# Prices on Indian star tortoises and ivory sulcatas



## Ramirezm2 (Feb 6, 2017)

What are the price ranges for Indian Star tortoises and ivory sulcatas? I was thinking about getting one or the other at the Sacramento reptile show this summer.


----------



## Yvonne G (Feb 6, 2017)

I've never actually priced them, but I'm pretty sure they cost a lot. Stars maybe $600 or $700 and I've see the ivory sulcatas up in the $1000s. You can check Kingsnake.com and places like that to do your window shopping.


----------



## Ramirezm2 (Feb 6, 2017)

Yvonne G said:


> I've never actually priced them, but I'm pretty sure they cost a lot. Stars maybe $600 or $700 and I've see the ivory sulcatas up in the $1000s. You can check Kingsnake.com and places like that to do your window shopping.



Sounds good. Thank you


----------



## Markw84 (Feb 6, 2017)

I think you'll find Indian Star hatchlings in the general $500 range. Ivory Sulcatas more in the $650 - $700 range. Just be sure to get from a breeder who starts them properly. Ask questions. Better still, look all you want, then go to a breeder you see here on the forum who is an active poster and is well reputed here.

I go to the Sacramento show every year. VERY FEW tortoises there. Maybe a few sulcatas, leopards and Testudos. Haven't seen a star or ivory in a few years there. It is always the last week of September.


----------



## Ramirezm2 (Feb 6, 2017)

Markw84 said:


> I think you'll find Indian Star hatchlings in the general $500 range. Ivory Sulcatas more in the $650 - $700 range. Just be sure to get from a breeder who starts them properly. Ask questions. Better still, look all you want, then go to a breeder you see here on the forum who is an active poster and is well reputed here.
> 
> I go to the Sacramento show every year. VERY FEW tortoises there. Maybe a few sulcatas, leopards and Testudos. Haven't seen a star or ivory in a few years there. It is always the last week of September.

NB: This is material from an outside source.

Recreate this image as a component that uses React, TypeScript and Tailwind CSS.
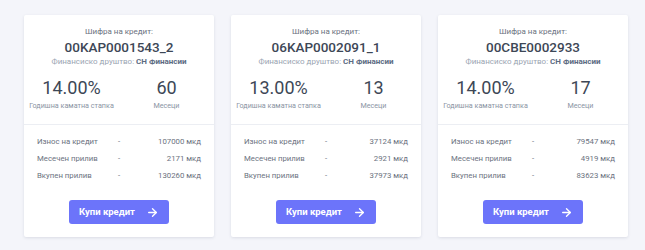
import { ArrowRight } from "lucide-react";

type Credit = {
  code: string;
  rate: string;
  months: number;
  amount: number;
  monthly: number;
  total: number;
};

const credits: Credit[] = [
  { code: "00KAP0001543_2", rate: "14.00%", months: 60, amount: 107000, monthly: 2171, total: 130260 },
  { code: "06KAP0002091_1", rate: "13.00%", months: 13, amount: 37124, monthly: 2921, total: 37973 },
  { code: "00CBE0002933", rate: "14.00%", months: 17, amount: 79547, monthly: 4919, total: 83623 },
];

function CreditCard({ c }: { c: Credit }) {
  const rows = [
    ["Износ на кредит", c.amount],
    ["Месечен прилив", c.monthly],
    ["Вкупен прилив", c.total],
  ] as const;
  return (
    <div className="w-[190px] shrink-0 rounded-[2px] bg-white shadow-[0_1px_3px_rgba(40,50,80,0.12)]">
      <div className="flex flex-col items-center pt-[11px] pb-[13px]">
        <div className="text-[8px] leading-[12px] text-[#6b7280]">Шифра на кредит:</div>
        <div className="text-[13.5px] leading-[18px] font-medium text-[#3d4756]">{c.code}</div>
        <div className="mt-[1px] text-[8px] leading-[10px] text-[#9aa4b2]">
          Финансиско друштво: <span className="font-bold text-[#5c6b82]">СН Финансии</span>
        </div>
        <div className="mt-[10px] grid w-full grid-cols-2">
          <div className="flex flex-col items-center">
            <div className="text-[18px] leading-[22px] text-[#3d4756]">{c.rate}</div>
            <div className="mt-[2px] text-[7.2px] leading-[10px] text-[#8a94a3]">Годишна каматна стапка</div>
          </div>
          <div className="flex flex-col items-center">
            <div className="text-[18px] leading-[22px] text-[#3d4756]">{c.months}</div>
            <div className="mt-[2px] text-[7.2px] leading-[10px] text-[#8a94a3]">Месеци</div>
          </div>
        </div>
      </div>
      <div className="border-t border-[#eceef3] px-[13px] pt-[8px] pb-[13px]">
        {rows.map(([label, value]) => (
          <div
            key={label}
            className="grid grid-cols-[1fr_auto_1fr] text-[7.8px] leading-[17px] text-[#6b7280]"
          >
            <span>{label}</span>
            <span>-</span>
            <span className="text-right">{value} мкд</span>
          </div>
        ))}
        <div className="mt-[16px] flex justify-center">
          <button className="flex h-[24px] w-[100px] items-center justify-center gap-[11px] rounded-[3px] bg-[#6c74fa] text-[9.5px] font-bold text-white">
            <span>Купи кредит</span>
            <ArrowRight size={13} strokeWidth={2.5} />
          </button>
        </div>
      </div>
    </div>
  );
}

export default function App() {
  return (
    <div className="h-[250px] w-[645px] bg-[#f4f5fa] font-['Roboto',sans-serif]">
      <div className="flex gap-[17px] pl-[24px] pt-[15px]">
        {credits.map((c) => (
          <CreditCard key={c.code} c={c} />
        ))}
      </div>
    </div>
  );
}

Thank you for the information.

And really you dont think there wont be any there? I havent been to the show in Sacramento in years so I just assumed they would be there.


----------



## Markw84 (Feb 6, 2017)

Ramirezm2 said:


> Thank you for the information.
> 
> And really you dont think there wont be any there? I havent been to the show in Sacramento in years so I just assumed they would be there.


Nope. No turtles at all since about 3 years ago when fish and game showed up from a complaint and kicked out anyone carrying turtles. 

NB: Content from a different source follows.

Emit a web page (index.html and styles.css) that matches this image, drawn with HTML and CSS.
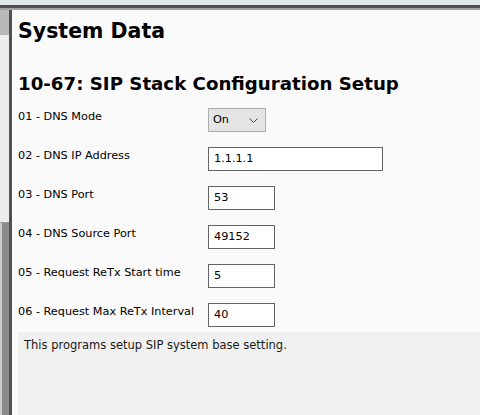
FILE: index.html
```html
<!DOCTYPE html>
<html lang="en">
<head>
  <meta charset="UTF-8">
  <meta name="viewport" content="width=device-width, initial-scale=1.0">
  <title>System Data</title>
  <link rel="stylesheet" href="styles.css">
</head>
<body>
  <div class="top-strip"></div>
  <div class="top-bar"></div>

  <div class="main">
    <div class="side">
      <div class="side-top"></div>
      <div class="side-mid"></div>
      <div class="side-low"></div>
    </div>

    <div class="panel">
      <h1>System Data</h1>
      <h2>10-67: SIP Stack Configuration Setup</h2>

      <div class="form">
        <label class="lbl">01 - DNS Mode</label>
        <div class="field">
          <span class="select-wrap">
            <select class="sel">
              <option>On</option>
              <option>Off</option>
            </select>
            <svg class="chev" width="9" height="5" viewBox="0 0 9 5"><path d="M0.5 0.5 L4.5 4.5 L8.5 0.5" fill="none" stroke="#444" stroke-width="1"/></svg>
          </span>
        </div>

        <label class="lbl">02 - DNS IP Address</label>
        <div class="field"><input class="inp wide" type="text" value="1.1.1.1"></div>

        <label class="lbl">03 - DNS Port</label>
        <div class="field"><input class="inp" type="text" value="53"></div>

        <label class="lbl">04 - DNS Source Port</label>
        <div class="field"><input class="inp" type="text" value="49152"></div>

        <label class="lbl">05 - Request ReTx Start time</label>
        <div class="field"><input class="inp" type="text" value="5"></div>

        <label class="lbl">06 - Request Max ReTx Interval</label>
        <div class="field"><input class="inp" type="text" value="40"></div>
      </div>

      <div class="desc">This programs setup SIP system base setting.</div>
    </div>
  </div>
</body>
</html>
```

FILE: styles.css
```css
/* base */
* { margin:0; padding:0; box-sizing:border-box; }
html, body { height:100%; }
body { font-family:"DejaVu Sans", Verdana, sans-serif; color:#000; background:#fafafa; overflow:hidden; }

/* window chrome at the top */
.top-strip { height:5px; background:#e0e7e7; }
.top-bar { height:5px; background:#4e4e4e; border-bottom:2px solid #a2a2a2; }

.main { display:flex; height:calc(100vh - 10px); }

/* left frame */
.side { width:12px; display:flex; flex-direction:column; border-right:3px solid #525252; }
.side-top { height:25px; background:#b8b8b8; }
.side-mid { height:188px; background:#ececec; border-bottom:1px solid #9a9a9a; }
.side-low { flex:1; background:#8a8a8a; border-left:2px solid #cdcdcd; }

/* page */
.panel { flex:1; display:flex; flex-direction:column; background:#fafafa; padding-left:6px; }
h1 { font-size:20.5px; line-height:24px; font-weight:bold; margin-top:9px; }
h2 { font-size:18.2px; line-height:22px; font-weight:bold; margin-top:30px; }

/* settings rows */
.form { display:grid; grid-template-columns:190px 1fr; row-gap:15px; margin-top:13px; }
.lbl { font-size:11.25px; line-height:14px; padding-top:2px; }
.field { height:24px; display:flex; }
.inp {
  height:24px; width:67px; border:1px solid #646464; background:#fff;
  font-family:"DejaVu Sans", Verdana, sans-serif; font-size:11.25px; color:#000;
  padding:0 5px 1px; outline:none;
}
.inp.wide { width:175px; }

.select-wrap { position:relative; display:inline-block; }
.sel {
  appearance:none; -webkit-appearance:none; height:24px; width:58px;
  border:1px solid #adadad; background:#e5e5e5; border-radius:0;
  font-family:"DejaVu Sans", Verdana, sans-serif; font-size:11.25px; color:#000;
  padding:0 4px 1px; outline:none;
}
.chev { position:absolute; right:8px; top:10px; pointer-events:none; }

/* description */
.desc {
  flex:1; margin-top:5px; background:#f0f0f0; color:#1a1a1a;
  font-size:11.5px; line-height:14px; padding:6px 6px 0;
}
```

Some still do bring a few tortoises as I said before, but it is really few and far between. Last year I recall only one with a few leopards. A couple of booths with sulcatas, and one with 3-4 testified species.


----------



## Ramirezm2 (Feb 7, 2017)

Markw84 said:


> Nope. No turtles at all since about 3 years ago when fish and game showed up from a complaint and kicked out anyone carrying turtles.
> 
> Some still do bring a few tortoises as I said before, but it is really few and far between. Last year I recall only one with a few leopards. A couple of booths with sulcatas, and one with 3-4 testified species.




Wow that's unfortunate.

Is there any upcoming turtle and tortoise expos you know of within California or Nevada?


----------



## Markw84 (Feb 7, 2017)

Ramirezm2 said:


> Wow that's unfortunate.
> 
> Is there any upcoming turtle and tortoise expos you know of within California or Nevada?


I've seen there is an upcoming reptilian nation expo in Tulare Feb 25-26. Don't know much about it. Never been to that one

Central Valley reptile expo in Fresno is Apr 1-2

Perhaps @Yvonne can give more info about these if you're interested as they're down her way and I haven't been to either of those

Nothing up this way that I know of in the next few months.


----------



## Ramirezm2 (Feb 7, 2017)

Markw84 said:


> I've seen there is an upcoming reptilian nation expo in Tulare Feb 25-26. Don't know much about it. Never been to that one
> 
> Central Valley reptile expo in Fresno is Apr 1-2
> 
> ...


Sounds good.

Thank you for the information!


----------



## Theo.tortoise.lover.7 (Feb 8, 2017)

Ramirezm2 said:


> What are the price ranges for Indian Star tortoises and ivory sulcatas? I was thinking about getting one or the other at the Sacramento reptile show this summer.


Regular star tortoises? I know of a few breeders that sell them for $450-$500. If you would like to know of get in touch with them, PM me. If you were looking for a star at a reptile expo, I would definitely not spend more than $500. Expos tend to be much cheaper, so don't get suckered into paying more than that. Also, if you were interested, I would definitely recommend the Pomona Super Show. It is massive and has many booths that are only tortoise breeders. That is where I bought my first Russian.


----------



## Ramirezm2 (Feb 9, 2017)

Theo.tortoise.lover.7 said:


> Regular star tortoises? I know of a few breeders that sell them for $450-$500. If you would like to know of get in touch with them, PM me. If you were looking for a star at a reptile expo, I would definitely not spend more than $500. Expos tend to be much cheaper, so don't get suckered into paying more than that. Also, if you were interested, I would definitely recommend the Pomona Super Show. It is massive and has many booths that are only tortoise breeders. That is where I bought my first Russian.



Thank you for the comment. I will pm you

And i dont plan on getting one until the summer but taking the time to find a good breeder will be worth it.

I very much appreciate the information that you are giving me.


----------